Aggregates are more structural. They are chosen for particle size, shape and drainage performance. Angular aggregate will usually lock together better than rounded stone, which can make it more suitable for paths, edging lines and informal access routes. Free-draining gravel and similar aggregates are useful where standing water, soft margins or traffic damage become a problem. In a grounds management programme, that might include walkways to team areas, storage compounds, practice-net surrounds, golf landscaping, paddock access points or service tracks used by utility vehicles.
The key is to match the material to the job. If your aim is weed suppression and a softer visual finish, landscape bark or bark mulch is often the right call. If you need load-bearing performance, drainage capacity or a more stable surface, decorative aggregates or drainage aggregates are usually the better fit. Depth matters too; so does what sits underneath. On high-traffic areas, a proper sub-base and edge restraint will make a big difference to lifespan and appearance.
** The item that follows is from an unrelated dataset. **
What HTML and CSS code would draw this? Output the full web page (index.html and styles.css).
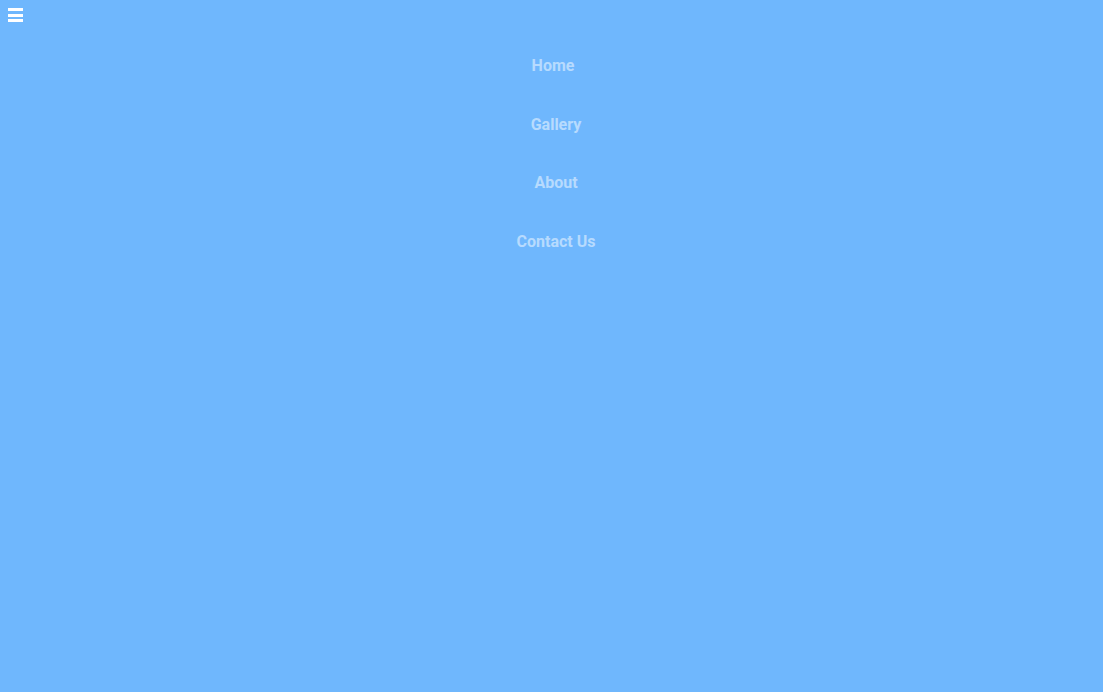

Professional detail that makes a difference
From a practical turfcare point of view, the best results come when these materials are not treated as an afterthought. Poorly chosen aggregate can migrate, rut or trap fines; poorly applied bark can thin out too quickly or sit unevenly on sloping ground. We always advise thinking about permeability, compaction, trafficking, gradient and nearby turf edges before ordering. That is especially important where pedestrian use, mower access or wash-down water could affect performance. A quick check with Soil Testing can also help you understand surrounding soil behaviour where drainage and moisture movement are part of the problem.
Where these products fit in a full maintenance programme
On most sites, bark and aggregates support the wider job of integrated turf management rather than replacing it. You might improve a muddy route with aggregate to protect turf edges from wear, then overseed nearby worn areas with the right grass mixture, maintain moisture with Irrigation and keep key traffic routes reliable for staff and kit. You may also use Soils in landscape construction, or bring in Machinery to handle renovation, cultivation and material movement efficiently. That is how experienced teams protect grass health while keeping the whole venue operational.
This joined-up thinking is especially useful at multi-use sites. Football and rugby grounds often need robust access and clean spectator routes during wet months. Cricket venues need tidy surrounds and stable practice-area approaches without loose contamination drifting onto fine turf. Golf facilities benefit from decorative aggregates and bark in landscape beds, path edges and clubhouse approaches where visual standards are high. Estates and paddocks also rely on bark and aggregates to reduce mess, improve access and create a more durable finish in high-use zones.
Choosing the right material
When comparing bark and aggregates, start with use rather than appearance. Ask how much traffic the area receives, whether drainage is poor, how close the material is to managed turf and whether you need a decorative or functional finish. Bark mulch is ideal where weed suppression, moisture retention and a softer landscape look are the priority. Aggregate is usually the better option where stability, surface firmness and water movement matter more. On some jobs, a combined approach works well: bark in beds and planting zones; aggregate on paths, service routes and transition areas.
It also pays to think about maintenance input. Bark will naturally break down over time, which is part of its value in improving organic matter in non-play soils; but it may need topping up to maintain depth and consistency. Aggregates tend to last longer, though they can need occasional raking, edging or replenishment in high-wear areas. For containment and cleaner lines, Ground Reinforcement can also be relevant where extra stability is needed.
Seasonal use of bark and aggregates
Bark and aggregates are useful all year, but the job changes with the season. In spring, bark is often refreshed in planting beds as sites are tidied and prepared for stronger growth. In summer, mulch helps retain moisture and reduce stress in ornamental areas around sports grounds. Through autumn, bark and aggregates help keep sites neat as leaves fall and traffic increases. In winter, aggregates come into their own on wet access routes, service areas and muddy margins where drainage, grip and durability matter most.
If you are updating site presentation, solving muddy edges or improving practical access around managed turf, bark and aggregates can make a bigger difference than many people expect. They support safer movement, sharper presentation and better day-to-day efficiency; and they help the whole venue look cared for, not just the pitch itself. That is why bark and aggregates remain a useful, hard-working part of modern grounds management.